Given request -
All of the material below is to be retyped exactly.

>> begin

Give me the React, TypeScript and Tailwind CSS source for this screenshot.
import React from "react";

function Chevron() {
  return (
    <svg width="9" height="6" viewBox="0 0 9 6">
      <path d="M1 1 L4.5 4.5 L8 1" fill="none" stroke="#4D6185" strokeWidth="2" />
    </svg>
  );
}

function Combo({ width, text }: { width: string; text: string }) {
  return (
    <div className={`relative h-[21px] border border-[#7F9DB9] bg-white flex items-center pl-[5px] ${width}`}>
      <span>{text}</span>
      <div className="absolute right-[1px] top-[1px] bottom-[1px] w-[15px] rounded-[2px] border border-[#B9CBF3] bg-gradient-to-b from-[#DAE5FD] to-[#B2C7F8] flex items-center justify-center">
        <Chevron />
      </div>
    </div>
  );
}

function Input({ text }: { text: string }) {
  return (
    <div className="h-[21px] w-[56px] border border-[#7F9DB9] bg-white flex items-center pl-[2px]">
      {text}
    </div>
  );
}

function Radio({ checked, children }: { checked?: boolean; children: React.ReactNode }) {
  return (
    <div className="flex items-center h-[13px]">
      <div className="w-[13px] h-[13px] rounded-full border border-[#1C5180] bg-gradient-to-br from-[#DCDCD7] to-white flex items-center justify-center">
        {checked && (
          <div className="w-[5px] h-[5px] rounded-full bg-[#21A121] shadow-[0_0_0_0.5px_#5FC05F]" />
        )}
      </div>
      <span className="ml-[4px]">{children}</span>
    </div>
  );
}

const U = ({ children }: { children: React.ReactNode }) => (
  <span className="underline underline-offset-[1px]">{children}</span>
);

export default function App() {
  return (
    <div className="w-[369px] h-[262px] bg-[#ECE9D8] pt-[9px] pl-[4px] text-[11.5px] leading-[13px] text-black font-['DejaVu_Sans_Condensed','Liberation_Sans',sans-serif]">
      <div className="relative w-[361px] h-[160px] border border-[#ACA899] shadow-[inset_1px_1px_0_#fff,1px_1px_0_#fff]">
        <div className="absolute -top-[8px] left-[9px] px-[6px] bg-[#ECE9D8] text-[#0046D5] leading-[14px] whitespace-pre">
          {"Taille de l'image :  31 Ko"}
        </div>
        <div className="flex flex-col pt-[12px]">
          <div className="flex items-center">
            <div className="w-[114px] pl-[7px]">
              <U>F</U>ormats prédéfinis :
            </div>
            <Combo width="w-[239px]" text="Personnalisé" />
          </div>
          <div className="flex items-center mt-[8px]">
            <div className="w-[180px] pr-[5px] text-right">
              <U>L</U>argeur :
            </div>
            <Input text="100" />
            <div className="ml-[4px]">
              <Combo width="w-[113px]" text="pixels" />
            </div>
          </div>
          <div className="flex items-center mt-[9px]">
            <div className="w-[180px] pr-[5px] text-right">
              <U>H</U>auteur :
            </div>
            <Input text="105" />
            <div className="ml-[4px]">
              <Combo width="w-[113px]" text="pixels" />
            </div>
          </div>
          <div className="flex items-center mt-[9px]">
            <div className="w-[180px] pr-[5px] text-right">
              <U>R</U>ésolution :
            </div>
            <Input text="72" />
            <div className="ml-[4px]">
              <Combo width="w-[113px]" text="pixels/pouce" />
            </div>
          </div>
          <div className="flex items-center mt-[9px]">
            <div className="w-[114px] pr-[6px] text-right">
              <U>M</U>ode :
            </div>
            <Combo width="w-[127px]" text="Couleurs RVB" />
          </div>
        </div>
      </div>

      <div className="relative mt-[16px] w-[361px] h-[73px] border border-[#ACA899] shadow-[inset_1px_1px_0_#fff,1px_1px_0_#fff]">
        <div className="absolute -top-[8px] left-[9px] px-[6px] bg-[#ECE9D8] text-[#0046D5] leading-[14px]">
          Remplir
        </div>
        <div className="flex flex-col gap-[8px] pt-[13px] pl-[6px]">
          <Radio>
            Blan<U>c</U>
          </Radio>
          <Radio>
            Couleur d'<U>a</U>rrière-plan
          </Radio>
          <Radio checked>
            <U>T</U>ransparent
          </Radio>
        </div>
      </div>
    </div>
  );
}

>> end

Solution to the exercise -
Give me the React, TypeScript and Tailwind CSS source for this screenshot.
import React from "react";

function Chevron() {
  return (
    <svg width="9" height="6" viewBox="0 0 9 6">
      <path d="M1 1 L4.5 4.5 L8 1" fill="none" stroke="#4D6185" strokeWidth="2" />
    </svg>
  );
}

function Combo({ width, text }: { width: string; text: string }) {
  return (
    <div className={`relative h-[21px] border border-[#7F9DB9] bg-white flex items-center pl-[5px] ${width}`}>
      <span>{text}</span>
      <div className="absolute right-[1px] top-[1px] bottom-[1px] w-[15px] rounded-[2px] border border-[#B9CBF3] bg-gradient-to-b from-[#DAE5FD] to-[#B2C7F8] flex items-center justify-center">
        <Chevron />
      </div>
    </div>
  );
}

function Input({ text }: { text: string }) {
  return (
    <div className="h-[21px] w-[56px] border border-[#7F9DB9] bg-white flex items-center pl-[2px]">
      {text}
    </div>
  );
}

function Radio({ checked, children }: { checked?: boolean; children: React.ReactNode }) {
  return (
    <div className="flex items-center h-[13px]">
      <div className="w-[13px] h-[13px] rounded-full border border-[#1C5180] bg-gradient-to-br from-[#DCDCD7] to-white flex items-center justify-center">
        {checked && (
          <div className="w-[5px] h-[5px] rounded-full bg-[#21A121] shadow-[0_0_0_0.5px_#5FC05F]" />
        )}
      </div>
      <span className="ml-[4px]">{children}</span>
    </div>
  );
}

const U = ({ children }: { children: React.ReactNode }) => (
  <span className="underline underline-offset-[1px]">{children}</span>
);

export default function App() {
  return (
    <div className="w-[369px] h-[262px] bg-[#ECE9D8] pt-[9px] pl-[4px] text-[11.5px] leading-[13px] text-black font-['DejaVu_Sans_Condensed','Liberation_Sans',sans-serif]">
      <div className="relative w-[361px] h-[160px] border border-[#ACA899] shadow-[inset_1px_1px_0_#fff,1px_1px_0_#fff]">
        <div className="absolute -top-[8px] left-[9px] px-[6px] bg-[#ECE9D8] text-[#0046D5] leading-[14px] whitespace-pre">
          {"Taille de l'image :  31 Ko"}
        </div>
        <div className="flex flex-col pt-[12px]">
          <div className="flex items-center">
            <div className="w-[114px] pl-[7px]">
              <U>F</U>ormats prédéfinis :
            </div>
            <Combo width="w-[239px]" text="Personnalisé" />
          </div>
          <div className="flex items-center mt-[8px]">
            <div className="w-[180px] pr-[5px] text-right">
              <U>L</U>argeur :
            </div>
            <Input text="100" />
            <div className="ml-[4px]">
              <Combo width="w-[113px]" text="pixels" />
            </div>
          </div>
          <div className="flex items-center mt-[9px]">
            <div className="w-[180px] pr-[5px] text-right">
              <U>H</U>auteur :
            </div>
            <Input text="105" />
            <div className="ml-[4px]">
              <Combo width="w-[113px]" text="pixels" />
            </div>
          </div>
          <div className="flex items-center mt-[9px]">
            <div className="w-[180px] pr-[5px] text-right">
              <U>R</U>ésolution :
            </div>
            <Input text="72" />
            <div className="ml-[4px]">
              <Combo width="w-[113px]" text="pixels/pouce" />
            </div>
          </div>
          <div className="flex items-center mt-[9px]">
            <div className="w-[114px] pr-[6px] text-right">
              <U>M</U>ode :
            </div>
            <Combo width="w-[127px]" text="Couleurs RVB" />
          </div>
        </div>
      </div>

      <div className="relative mt-[16px] w-[361px] h-[73px] border border-[#ACA899] shadow-[inset_1px_1px_0_#fff,1px_1px_0_#fff]">
        <div className="absolute -top-[8px] left-[9px] px-[6px] bg-[#ECE9D8] text-[#0046D5] leading-[14px]">
          Remplir
        </div>
        <div className="flex flex-col gap-[8px] pt-[13px] pl-[6px]">
          <Radio>
            Blan<U>c</U>
          </Radio>
          <Radio>
            Couleur d'<U>a</U>rrière-plan
          </Radio>
          <Radio checked>
            <U>T</U>ransparent
          </Radio>
        </div>
      </div>
    </div>
  );
}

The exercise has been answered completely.